By Syed Saleem Shahzad

ISLAMABAD - Pakistani Mohammad Usman was little-known other than for being wanted for the killing of a police officer in 1997 and his connections with prayer leaders at the Taliban-friendly Lal Masjid (Red Mosque) in Islamabad in the early 2000s.

His death this week in a United States drone strike in the North Waziristan tribal area along with several other militants therefore made few headlines.

In the al-Qaeda camp, however, Usman has been described as "irreplaceable", his death on a scale of the killings of Mustafa Abu al-Yazid and Shiekh Fateh al-Misri. Misri in May replaced Yazid, who was also killed in a drone attack in the North Waziristan tribal area, as al-Qaeda's chief commander in Pakistan and Afghanistan. Misri perished in a drone strike this month.

From foot soldier to spymaster


While US drones are concentrated on Arab-origin al-Qaeda members, Usman, who was in his mid-thirties, is an example of al-Qaeda's new generation of jihadis born in Pakistan and ideologically shaped in the tribal areas to assume senior positions in al-Qaeda.
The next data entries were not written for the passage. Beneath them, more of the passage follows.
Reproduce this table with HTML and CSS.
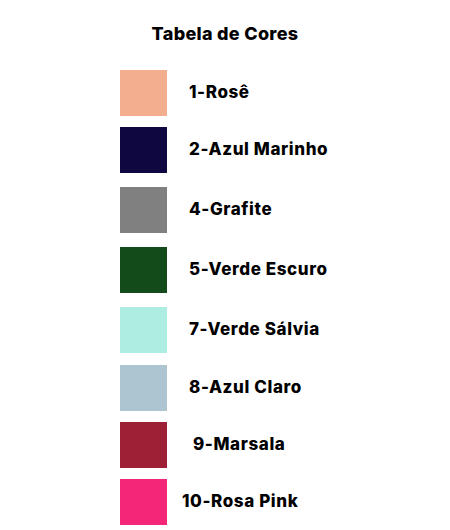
FILE: index.html
```html
<!DOCTYPE html>
<html lang="pt">
<head>
<meta charset="utf-8">
<title>Tabela de Cores</title>
<link rel="stylesheet" href="styles.css">
</head>
<body>
<h1 class="title">Tabela de Cores</h1>
<ul class="colors">
  <li class="row"><span class="swatch rose"></span><span class="label">1-Rosê</span></li>
  <li class="row"><span class="swatch navy"></span><span class="label">2-Azul Marinho</span></li>
  <li class="row gap3"><span class="swatch graphite"></span><span class="label">4-Grafite</span></li>
  <li class="row gap3"><span class="swatch green"></span><span class="label">5-Verde Escuro</span></li>
  <li class="row gap3"><span class="swatch sage"></span><span class="label">7-Verde Sálvia</span></li>
  <li class="row gap1"><span class="swatch lightblue"></span><span class="label">8-Azul Claro</span></li>
  <li class="row"><span class="swatch marsala"></span><span class="label shift-r">9-Marsala</span></li>
  <li class="row"><span class="swatch pink"></span><span class="label shift-l">10-Rosa Pink</span></li>
</ul>
</body>
</html>
```
FILE: styles.css
```css
html, body {
  margin: 0;
  padding: 0;
  background: #ffffff;
}
body {
  width: 450px;
  height: 530px;
  font-family: Inter, "Liberation Sans", sans-serif;
  color: #000000;
}
.title {
  margin: 0;
  padding-top: 23px;
  font-size: 18px;
  font-weight: 800;
  line-height: 22px;
  letter-spacing: 0.3px;
  text-align: center;
}
.colors {
  list-style: none;
  margin: 0;
  padding: 25px 0 0 120px;
  display: flex;
  flex-direction: column;
  gap: 11px;
}
.row {
  display: flex;
  align-items: center;
  gap: 22px;
  height: 46px;
}
.row.gap3 { margin-top: 3px; }
.row.gap1 { margin-top: 1px; }
.swatch {
  width: 47px;
  height: 46px;
  flex: none;
}
.label {
  font-size: 17px;
  font-weight: 800;
  line-height: 20px;
  letter-spacing: 0.6px;
  margin-top: -3px;
}
.label.shift-r { margin-left: 4px; }
.label.shift-l { margin-left: -7px; }
.rose { background: #f2ae8f; }
.navy { background: #0f0740; }
.graphite { background: #808080; }
.green { background: #134b1b; }
.sage { background: #aeeee2; }
.lightblue { background: #adc5d0; }
.marsala { background: #9e2037; }
.pink { background: #f42677; }
```
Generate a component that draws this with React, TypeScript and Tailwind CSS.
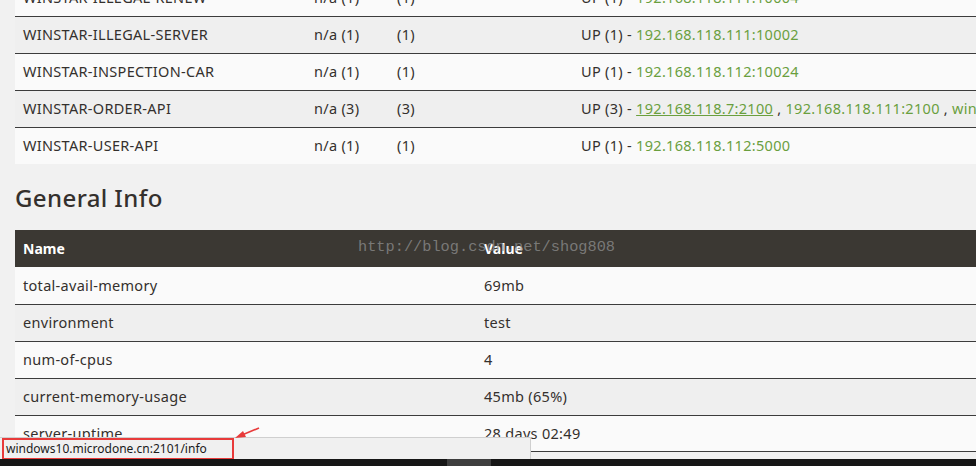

Over the years, Usman went under several names. In the Pakistani jihadi camp during Taliban rule in Afghanistan (1996-2001), he was known as Chotu. After fighting against the US-led invasion of Afghanistan in 2001, he settled in North Waziristan, where he was known as Usman Punjabi (not the Usman Punjabi who this year was abducted by Pakistani intelligence) for being a non-Pashtun.

Despite this, and although not an Arab, he steadily climbed up the jihadi ladder, eventually serving on the personal staff of al-Qaeda leader Osama bin Laden.

In Pakistan, he joined forces with Arab ideologue Sheikh Essa and helped him to expand his ideological network among Pakistani jihadis, as well as to orchestrate the struggle against the security forces.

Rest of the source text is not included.